Data segment:
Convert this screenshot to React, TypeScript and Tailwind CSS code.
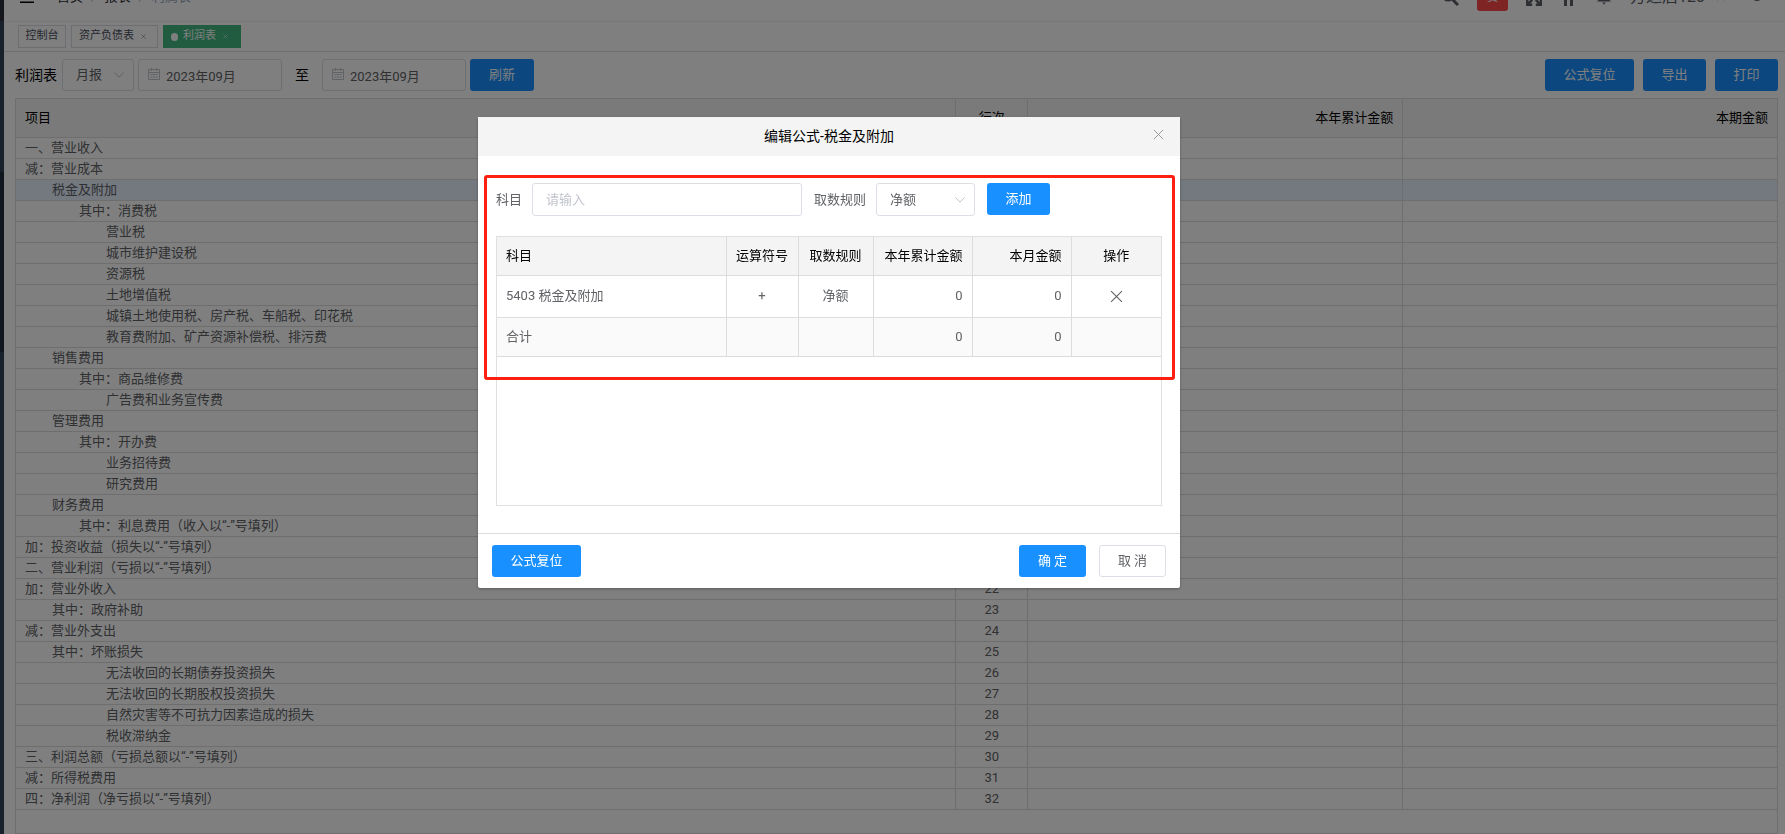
import React from "react";

const rows: [string, number][] = [
    ["一、营业收入", 0],
    ["减：营业成本", 0],
    ["税金及附加", 1],
    ["其中：消费税", 2],
    ["营业税", 3],
    ["城市维护建设税", 3],
    ["资源税", 3],
    ["土地增值税", 3],
    ["城镇土地使用税、房产税、车船税、印花税", 3],
    ["教育费附加、矿产资源补偿税、排污费", 3],
    ["销售费用", 1],
    ["其中：商品维修费", 2],
    ["广告费和业务宣传费", 3],
    ["管理费用", 1],
    ["其中：开办费", 2],
    ["业务招待费", 3],
    ["研究费用", 3],
    ["财务费用", 1],
    ["其中：利息费用（收入以“-”号填列）", 2],
    ["加：投资收益（损失以“-”号填列）", 0],
    ["二、营业利润（亏损以“-”号填列）", 0],
    ["加：营业外收入", 0],
    ["其中：政府补助", 1],
    ["减：营业外支出", 0],
    ["其中：坏账损失", 1],
    ["无法收回的长期债券投资损失", 3],
    ["无法收回的长期股权投资损失", 3],
    ["自然灾害等不可抗力因素造成的损失", 3],
    ["税收滞纳金", 3],
    ["三、利润总额（亏损总额以“-”号填列）", 0],
    ["减：所得税费用", 0],
    ["四：净利润（净亏损以“-”号填列）", 0],
];

const indents = ["pl-[9px]", "pl-9", "pl-[63px]", "pl-[90px]"];

const Chevron = () => (
    <svg viewBox="0 0 12 12" className="pointer-events-none absolute right-[9px] top-1/2 w-3 h-3 -translate-y-1/2" fill="none" stroke="#c0c4cc">
        <path d="M1.5 3.5 6 8.2 10.5 3.5" />
    </svg>
);

const Cross = ({ className }: { className: string }) => (
    <svg viewBox="0 0 12 12" className={className} fill="none" stroke="currentColor">
        <path d="M1 1 11 11M11 1 1 11" />
    </svg>
);

const PrimaryButton = ({ children, className }: { children: React.ReactNode; className: string }) => (
    <button type="button" className={`h-8 rounded-[3px] bg-[#1890ff] text-white text-[13px] ${className}`}>
        {children}
    </button>
);

const DateInput = ({ label }: { label: string }) => (
    <div className="relative w-36">
        <svg viewBox="0 0 12 12" className="absolute left-[10px] top-[9px] w-3 h-3" fill="none" stroke="#c0c4cc">
            <path d="M.5 1.5h11v10H.5zM.5 4.5h11M3.5 0v3M8.5 0v3M2.5 6.5h2M5 6.5h2M7.5 6.5h2M2.5 9h2M5 9h2M7.5 9h2" />
        </svg>
        <input aria-label={label} defaultValue="2023年09月" className="block w-full h-8 rounded-[3px] border border-[#dcdfe6] bg-transparent pl-[27px] pr-2 text-[13px] text-[#606266]" />
    </div>
);

const Navbar = () => (
    <header className="-mt-7 flex h-[50px] shrink-0 items-center justify-between border-b border-[#f0f1f2] pl-4 pr-5">
        <div className="flex items-center">
            <button type="button" aria-label="菜单" className="w-[14px]">
                <svg viewBox="0 0 14 12" className="w-[14px] h-3" stroke="#000" strokeWidth="1.5">
                    <path d="M0 1h14M0 6h14M0 11.2h14" />
                </svg>
            </button>
            <nav className="ml-[23px] flex gap-2 text-[13px] text-[#303133]">
                <a href="#home">首页</a>
                <span className="text-[#c0c4cc]">/</span>
                <a href="#report">报表</a>
                <span className="text-[#c0c4cc]">/</span>
                <span className="text-[#97a8be]">利润表</span>
            </nav>
        </div>
        <div className="flex items-center text-[#5a5e66]">
            <svg viewBox="0 0 18 18" className="w-[18px] h-[18px]" fill="none" stroke="currentColor" strokeWidth="3">
                <circle cx="7" cy="7" r="5" />
                <path d="m11 11 6 6" />
            </svg>
            <button type="button" className="ml-[18px] h-7 w-[31px] rounded-[3px] bg-[#ff4949] text-[12px] text-white">赞</button>
            <svg viewBox="0 0 16 18" className="ml-[18px] w-4 h-[18px]" fill="none" stroke="currentColor" strokeWidth="2.5">
                <path d="M1.2 7V1.200h5M1.200 1.200l5 5M9.800 1.200h5V7M14.800 1.200l-5 5M1.200 11v5.800h5M1.200 16.800l5-5M14.800 11v5.800h-5M14.800 16.800l-5-5" />
            </svg>
            <svg viewBox="0 0 18 18" className="ml-[18px] w-[18px] h-[18px]" fill="none" stroke="currentColor" strokeWidth="3">
                <path d="M1 2h16M5.500 2v16M11.500 2v16" />
            </svg>
            <svg viewBox="0 0 16 16" className="ml-[18px] w-4 h-4" fill="currentColor">
                <path d="M8 0C5 0 3.500 2.500 3.500 5v5L1 12.500h14L12.500 10V5C12.500 2.500 11 0 8 0ZM6 13.500h4l-2 2Z" />
            </svg>
            <span className="ml-[18px] text-[16px]">方达后123</span>
            <Cross className="ml-3 w-2 h-2" />
            <svg viewBox="0 0 16 16" className="ml-6 w-4 h-4" fill="none" stroke="currentColor" strokeWidth="2">
                <circle cx="8" cy="6" r="5" />
            </svg>
        </div>
    </header>
);

const TagsView = () => (
    <div className="flex h-[30px] shrink-0 items-center gap-[5px] border-b border-[#d8dce5] pl-[14px] text-[11px] text-[#495060]">
        <a href="#console" className="flex h-[23px] w-12 items-center justify-center border border-[#d8dce5]">控制台</a>
        <a href="#balance" className="flex h-[23px] w-[87px] items-center border border-[#d8dce5] pl-[7px]">
            资产负债表
            <Cross className="ml-[7px] w-[5px] h-[5px]" />
        </a>
        <a href="#profit" className="flex h-[23px] w-[78px] items-center bg-[#42b983] pl-2 text-white">
            <span className="mr-[5px] w-[7px] h-2 rounded-full bg-white" />
            利润表
            <Cross className="ml-[7px] w-[5px] h-[5px]" />
        </a>
    </div>
);

const Toolbar = () => (
    <div className="flex shrink-0 items-center pl-[11px] pr-[7px] pt-[7px] text-[14px] text-black">
        <label htmlFor="period">利润表</label>
        <div className="relative ml-[5px] mr-1 w-[72px]">
            <select id="period" className="block w-full h-8 appearance-none rounded-[3px] border border-[#dcdfe6] bg-transparent pl-[13px] text-[13px] text-[#606266]">
                <option>月报</option>
            </select>
            <Chevron />
        </div>
        <DateInput label="开始月份" />
        <span className="mx-[13px]">至</span>
        <DateInput label="结束月份" />
        <PrimaryButton className="ml-1 w-16">刷新</PrimaryButton>
        <div className="ml-auto flex gap-[9px]">
            <PrimaryButton className="w-[89px]">公式复位</PrimaryButton>
            <PrimaryButton className="w-[63px]">导出</PrimaryButton>
            <PrimaryButton className="w-[63px]">打印</PrimaryButton>
        </div>
    </div>
);

const ProfitTable = () => (
    <div className="ml-[11px] mr-[7px] mt-[7px] flex-1 border border-[#dcdcdc] text-[13px] text-[#606266]">
        <table className="w-full table-fixed border-collapse">
            <thead>
                <tr className="h-[38px] border-b border-[#dcdcdc] bg-[#f4f4f4] text-black">
                    <th className="px-[9px] text-left font-normal">项目</th>
                    <th className="w-[72px] border-l border-[#dcdcdc] font-normal">行次</th>
                    <th className="w-[21.3%] border-l border-[#dcdcdc] px-[9px] text-right font-normal">本年累计金额</th>
                    <th className="w-[21.25%] border-l border-[#dcdcdc] px-[9px] text-right font-normal">本期金额</th>
                </tr>
            </thead>
            <tbody>
                {rows.map(([name, level], i) => (
                    <tr key={name} className={`h-[21px] border-b border-[#dcdcdc] leading-5 ${i === 2 ? "bg-[#e8f1ff]" : ""}`}>
                        <td className={`p-0 ${indents[level]}`}>{name}</td>
                        <td className="border-l border-[#dcdcdc] p-0 text-center">{i + 1}</td>
                        <td className="border-l border-[#dcdcdc] p-0" />
                        <td className="border-l border-[#dcdcdc] p-0" />
                    </tr>
                ))}
            </tbody>
        </table>
    </div>
);

const FormulaDialog = () => (
    <div role="dialog" aria-label="编辑公式" className="relative w-[702px] rounded-[2px] bg-white text-[13px] text-[#606266] shadow-[0_1px_3px_rgba(0,0,0,0.3)]">
        <div className="relative flex h-[39px] items-center justify-center bg-[#f4f4f4]">
            <h2 className="text-[14px] text-black">编辑公式-税金及附加</h2>
            <button type="button" aria-label="关闭" className="absolute right-4 top-3 text-[#909399]">
                <Cross className="w-[11px] h-[11px]" />
            </button>
        </div>

        <div className="px-[18px] pt-[27px] pb-[27px]">
            {/* Add form */}
            <div className="flex items-center">
                <label htmlFor="subject">科目</label>
                <input id="subject" placeholder="请输入" className="ml-[10px] w-[270px] h-[33px] rounded-[3px] border border-[#dcdfe6] px-[13px] placeholder:text-[#c0c4cc]" />
                <label htmlFor="rule" className="ml-3">取数规则</label>
                <div className="relative ml-[10px] w-[99px]">
                    <select id="rule" className="block w-full h-[33px] appearance-none rounded-[3px] border border-[#dcdfe6] bg-white pl-[13px]">
                        <option>净额</option>
                    </select>
                    <Chevron />
                </div>
                <PrimaryButton className="ml-3 w-[63px] self-start">添加</PrimaryButton>
            </div>

            <div className="mt-5 h-[270px] border border-[#dfdfe4]">
                <table className="w-full table-fixed border-collapse">
                    <thead>
                        <tr className="h-[38px] border-b border-[#dcdcdc] bg-[#f4f4f4] text-black">
                            <th className="px-[9px] text-left font-normal">科目</th>
                            <th className="w-[72px] border-l border-[#dcdcdc] font-normal">运算符号</th>
                            <th className="w-[75px] border-l border-[#dcdcdc] font-normal">取数规则</th>
                            <th className="w-[99px] border-l border-[#dcdcdc] px-[9px] text-right font-normal">本年累计金额</th>
                            <th className="w-[99px] border-l border-[#dcdcdc] px-[9px] text-right font-normal">本月金额</th>
                            <th className="w-[90px] border-l border-[#dcdcdc] font-normal">操作</th>
                        </tr>
                    </thead>
                    <tbody>
                        <tr className="h-[42px] border-b border-[#dcdcdc]">
                            <td className="px-[9px]">5403 税金及附加</td>
                            <td className="border-l border-[#dcdcdc] text-center">+</td>
                            <td className="border-l border-[#dcdcdc] text-center">净额</td>
                            <td className="border-l border-[#dcdcdc] px-[9px] text-right">0</td>
                            <td className="border-l border-[#dcdcdc] px-[9px] text-right">0</td>
                            <td className="border-l border-[#dcdcdc]">
                                <button type="button" aria-label="删除" className="mx-auto block">
                                    <Cross className="w-[13px] h-[13px]" />
                                </button>
                            </td>
                        </tr>
                        <tr className="h-[39px] border-b border-[#dcdcdc] bg-[#fafafa]">
                            <td className="px-[9px]">合计</td>
                            <td className="border-l border-[#dcdcdc]" />
                            <td className="border-l border-[#dcdcdc]" />
                            <td className="border-l border-[#dcdcdc] px-[9px] text-right">0</td>
                            <td className="border-l border-[#dcdcdc] px-[9px] text-right">0</td>
                            <td className="border-l border-[#dcdcdc]" />
                        </tr>
                    </tbody>
                </table>
            </div>
        </div>

        <div className="flex h-[55px] items-center border-t border-[#dcdcdc] px-[14px]">
            <PrimaryButton className="w-[89px]">公式复位</PrimaryButton>
            <PrimaryButton className="ml-auto w-[67px]">确 定</PrimaryButton>
            <button type="button" className="ml-[13px] h-8 w-[67px] rounded-[3px] border border-[#dcdfe6] bg-white">取 消</button>
        </div>

        {/* Highlight frame */}
        <div className="pointer-events-none absolute left-[6px] right-[5px] top-[58px] h-[205px] rounded-[3px] border-3 border-[#ff2012]" />
    </div>
);

export default function App() {
    return (
        <div className="relative flex h-screen overflow-hidden bg-white font-['Roboto','Noto_Sans_CJK_SC',sans-serif]">
            <aside className="flex w-1 shrink-0 flex-col bg-[#304156]">
                <div className="h-[21px] bg-[#2b2f3a]" />
                <div className="mt-[151px] h-[180px] bg-[#1f2d3d]" />
            </aside>
            <main className="flex min-w-0 flex-1 flex-col">
                <Navbar />
                <TagsView />
                <Toolbar />
                <ProfitTable />
            </main>
            <div className="fixed inset-0 flex items-start justify-center bg-black/50 pt-[117px] pr-[127px]">
                <FormulaDialog />
            </div>
        </div>
    );
}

Your instructions: Give again, word for word, every line from the top of the data above to the line holding "import React from", inclusive, with the pictures left out.

Answer to the task:
Convert this screenshot to React, TypeScript and Tailwind CSS code.
import React from "react";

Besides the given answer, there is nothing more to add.